Employers can get pretty creative when it comes to discriminating against people who file discrimination charges with the EEOC. The Court of Appeals recognizes that notion in reinstating an age discrimination lawsuit against a Duchess County municipality.
The case is Kopchik v. Town of East Fishkill, a summary order issued on December 26, a Christmas present for plaintiff, who claims he resigned his position under duress after the town eliminated a class of building and maintenance positions and then re-hired everyone but plaintiff, who instead was offered a position that he could not physically perform in light of his injuries arising from a job-related motor vehicle accident. This kind of fancy footwork could support plaintiff's retaliation claim, the Court of Appeals (Leval, Droney and Walker) says.
The Second Circuit raises a few interesting points. First, while the district court said there is no retaliation claim because the reorganization took place nine months after plaintiff filed the EEOC charge, the Court of Appeals notes there is no bright-line time-gap that will support or kill off a retaliation claim. Each case has to be evaluated in context. The Court says the nine-month gap may be explained by the amount of time it would take for the Town Board to undertake and formally adopt the restructuring. This reasoning reflects the reality of municipal decisionmaking, where nothing happens overnight. In addition, the Court of Appeals says, the retaliation could have stemmed from a prior EEOC charge that plaintiff filed in relation to earlier discrimination that plaintiff did not turn into a lawsuit. After the 90-day deadline for plaintiff to file a lawsuit in connection with that earlier charge came and went without a lawsuit, the Town Board waited another two months pass its job-restructuring resolution. While the trial court said in dismissing the case that it was not plausible for the Town Board to wait another two months to retaliate, the Court of Appeals says "it would be plausible for the Town to let some further time pass, so as to conceal its motivation." I have not previously seen this reasoning in a Second Circuit ruling. A smart plaintiff's lawyer will use that reasoning to explain away a lengthy time-gap between the protected activity and the retaliation. But bear in mind this is a summary order and not a precedential opinion, though summary orders may be cited if you've got nothing else.

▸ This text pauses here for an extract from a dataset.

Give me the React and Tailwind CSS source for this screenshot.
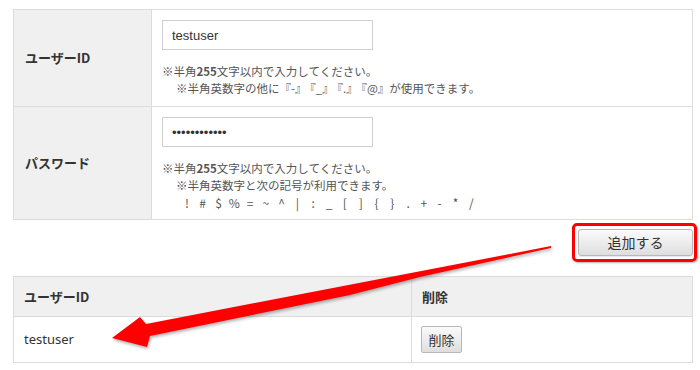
import React from 'react';

const jp = "font-['Noto_Sans_CJK_JP','Noto_Sans',sans-serif]";
const symbols = ['!', '#', '$', '%', '=', '~', '^', '|', ':', '_', '[', ']', '{', '}', '.', '+', '-', '*', '/'];

function Arrow() {
  return (
    <svg
      className="absolute left-0 top-0 pointer-events-none drop-shadow-[1px_2px_1.5px_rgba(0,0,0,0.3)]"
      width="700"
      height="370"
      viewBox="0 0 700 370"
    >
      <path
        d="M112 338 L140 317 L146 324 L551 246 L551 248 L420 277 L350 295 L150 336 L147 347 Z"
        fill="#ff0000"
      />
    </svg>
  );
}

export default function App() {
  return (
    <div className={`relative w-[700px] h-[370px] bg-white overflow-hidden text-[#333] ${jp}`}>
      <div className="ml-[13px] pt-[9px] w-[680px]">
        {/* form table */}
        <div className="border border-[#dcdcdc]">
          <div className="grid grid-cols-[138px_1fr] border-b border-[#dcdcdc]">
            <div className="bg-[#f0f0f0] border-r border-[#dcdcdc] px-[11px] flex items-center text-[13px] font-bold">
              ユーザーID
            </div>
            <div className="pl-[10px] pt-[10px] pb-[9px]">
              <input
                readOnly
                defaultValue="testuser"
                className="block w-[211px] h-[30px] border border-[#cfcfcf] px-[9px] text-[13px] text-[#333] font-['Liberation_Sans',Arial,sans-serif] outline-none"
              />
              <div className="mt-[13px] text-[11.5px] leading-[17px] text-[#555]">
                <div>※半角<span className="font-bold">255</span>文字以内で入力してください。</div>
                <div className="pl-[14px]">
                  ※半角英数字の他に『-』<span className="ml-[3.5px]">『_』</span>
                  <span className="ml-[3.5px]">『.』</span>
                  <span className="ml-[3.5px]">『@』</span>が使用できます。
                </div>
              </div>
            </div>
          </div>
          <div className="grid grid-cols-[138px_1fr]">
            <div className="bg-[#f0f0f0] border-r border-[#dcdcdc] px-[11px] flex items-center text-[13px] font-bold">
              パスワード
            </div>
            <div className="pl-[10px] pt-[10px] pb-[8px]">
              <input
                type="password"
                readOnly
                defaultValue="testpassword"
                className="block w-[211px] h-[30px] border border-[#cfcfcf] px-[9px] text-[13px] text-[#333] font-['Liberation_Sans',Arial,sans-serif] outline-none"
              />
              <div className="mt-[13px] text-[11.5px] leading-[17px] text-[#555]">
                <div>※半角<span className="font-bold">255</span>文字以内で入力してください。</div>
                <div className="pl-[14px]">※半角英数字と次の記号が利用できます。</div>
                <div className="flex pl-[17px] text-[12px]">
                  {symbols.map((s) => (
                    <span key={s} className="w-[15.8px] text-center">{s}</span>
                  ))}
                </div>
              </div>
            </div>
          </div>
        </div>

        {/* add button */}
        <div className="flex justify-end mt-[9px]">
          <div className="relative">
            <button className="w-[115px] h-[27px] border border-[#b8b8b8] rounded-[3px] bg-linear-to-b from-[#fbfbfb] to-[#dedede] text-[14px] text-[#333] shadow-[0_1px_1px_rgba(0,0,0,0.1)]">
              追加する
            </button>
            <div className="absolute top-[-6px] bottom-[-6px] left-[-6px] right-[-4px] border-[3px] border-[#ff0000] rounded-[5px] shadow-[1px_1px_2px_rgba(0,0,0,0.3)] pointer-events-none" />
          </div>
        </div>

        {/* user list */}
        <div className="mt-[20px] border border-[#dcdcdc] text-[13px]">
          <div className="grid grid-cols-[398px_1fr] h-[40px] bg-[#f0f0f0] border-b border-[#dcdcdc] font-bold">
            <div className="flex items-center px-[10px] border-r border-[#dcdcdc]">ユーザーID</div>
            <div className="flex items-center px-[10px]">削除</div>
          </div>
          <div className="grid grid-cols-[398px_1fr] h-[45px]">
            <div className="flex items-center px-[10px] border-r border-[#dcdcdc] font-['Noto_Sans',sans-serif]">testuser</div>
            <div className="flex items-center px-[9px]">
              <button className="w-[41px] h-[27px] border border-[#b8b8b8] rounded-[2px] bg-linear-to-b from-[#fbfbfb] to-[#dedede] text-[13px] text-[#333]">
                削除
              </button>
            </div>
          </div>
        </div>
      </div>
      <Arrow />
    </div>
  );
}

In any event, we also have differential treatment between plaintiff and his non-disabled colleagues such that the time-gap does not alone revive plaintiff's lawsuit. Since other workers had their jobs eliminated but were brought back into town employment except for plaintiff, that also supports the minimal prima facie case.
These facts also revive plaintiff's disability discrimination claim, as management knew plaintiff was seriously injured and it futzed around with the positions to eliminate him from the town workforce, the Court of Appeals says. While the district court said that whether the town board's resolution eliminating the maintenance workers' positions "had a unique effect on plaintiff because of his disability is irrelevant to the causal connection" element of the prima facie case, the Second Circuit sees it differently. The resolution appeared to be designed to exclude plaintiff while bringing everyone else back to work. Under the minimal prima facie standard, plaintiffs states a plausible claim.